Uma coisa que a
humanidade aprendeu a fazer foi sistematizar. Sistematizamos para garantir o
mínimo de contratempos, de falhas, de parafusos fora do lugar. Sistematizamos
para que no fim do semestre sejamos reprovados por nota e não por falta, porque
ao que parece o coeficiente de rendimento cai menos. Até a morte funciona
assim, do Holocausto na Segunda Guerra às filas dos hospitais públicos, das
esteiras das fábricas onde os trabalhadores morrem lentamente montando peças
que nem sabem para que servem à pinga boliviana que o seu Zé vende no boteco
dele, que deve realmente ser uma ferramenta de extermínio, afinal quando a bola
sai no meio do jogo de futebol, você nunca ouve o cara da publicidade dizer
nada sobre cachaça da Venezuela, ou passa por um anúncio de beira de estrada
com o Evo Morales segurando uma garrafa.
Sistematizando
estabelecemos uma rotina.
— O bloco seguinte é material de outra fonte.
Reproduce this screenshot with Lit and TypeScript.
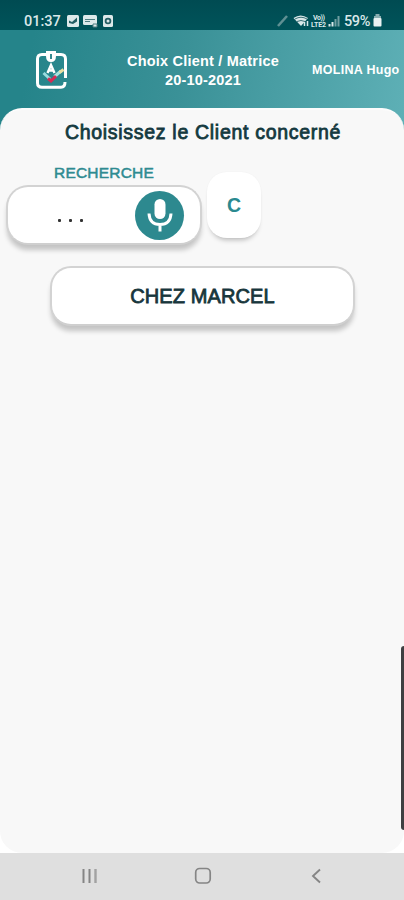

A eterna queda de dominós diária, na qual a primeira
peça que empurramos é o ato de arremessar o celular na parede por ter
despertado assim tão rápido e que leva a um conjunto de outras ações que se não
forem seguidas dentro de um padrão podem culminar com você correndo atrás de um
ônibus no meio da chuva com uma camisa branca toda suja de café, mesmo que não
goste de café.
Rotinas são
importantes. O mundo viraria uma bagunça bem pior do que um cara todo sujo de
tinta dançando quadradinho em cima de uma picape parada em frente a um posto de
combustíveis. Quando sabemos o que temos de fazer, podemos nos planejar para
que tudo que está previsto para acontecer aconteça e assim, garantir que
consigamos chegar em casa no fim do dia odiando quem come cheetos de queijo
dentro do ônibus com ar-condicionado, mas ainda sim com a cabeça em cima do
pescoço e em plenas condições de arremessar o que sobrou do celular na parede
novamente quando o sol raiar no outro dia.
O problema disso
tudo é a tendência que a rotina nos impõe de parecermos cada vez mais com
robôs. E que autômatos mais frágeis nós somos. Adoecemos mais fácil do que uma
máquina que queima um circuito, com um conserto por vezes muito mais demorado e
trabalhoso. Temos sentimentos para dosar. Sentimos raiva, alegria, fome (não
que fome seja exatamente um sentimento), vontade de escrever um aviso numa
cartolina e colar na cabine do colega de trabalho ao lado pedindo por favor que
o mesmo compre um fone de ouvido que faça com que só ele e não a sala toda
tenha que ouvir a coletânea de Summer Eletrohits todo dia, embora para fazer o
cartaz eu teria que passar pelos corredores com a cartolina debaixo do braço e
eu acho que ele é muito amigo do cara que tem as gravações do circuito interno
de segurança. Sentimos medos, frustrações, traumas. Muitas coisas se somam
nesse turbilhão de ideias que é a mente humana e que vão de algum modo
interferir na rotina que a queda de dominós deu início quando o dia começou.
A rotina também traz
com ela uma certa dificuldade com eventos inesperados. E assim tudo vai transcorrendo
como o habitual na sua manhã até que você distraído pisa com o sapato novinho
em um cocô que espera de coração, seja de cachorro, descobre que comprou
biscoito integral para o lanche sem se dar conta disso e além de ser mais caro
acha que o pessoal não vai gostar, conhece pessoas de todo tipo, cai de avião
próximo a alguma ilha deserta e distante da civilização, descobre o que te faz
falta. Temos então de usar toda nossa capacidade de adaptação, temos uma nova
rotina a estabelecer e com a qual brigar e que brigamos por valer a pena o
resultado final, seja ele sobrevivência ou um sapato que não cheire a cocô. Por
isso a vida deve ser feita de rotinas, rotina para se seguir e rotina para
fugir. Porque se não for assim, vou preferir ser o C3PO e ficar escondido em
algum planeta deserto, sem o boteco do seu Zé por perto para fazer seresta até
as 3 da manhã do domingo e sem o cara dos fones de ouvido na cabine do lado.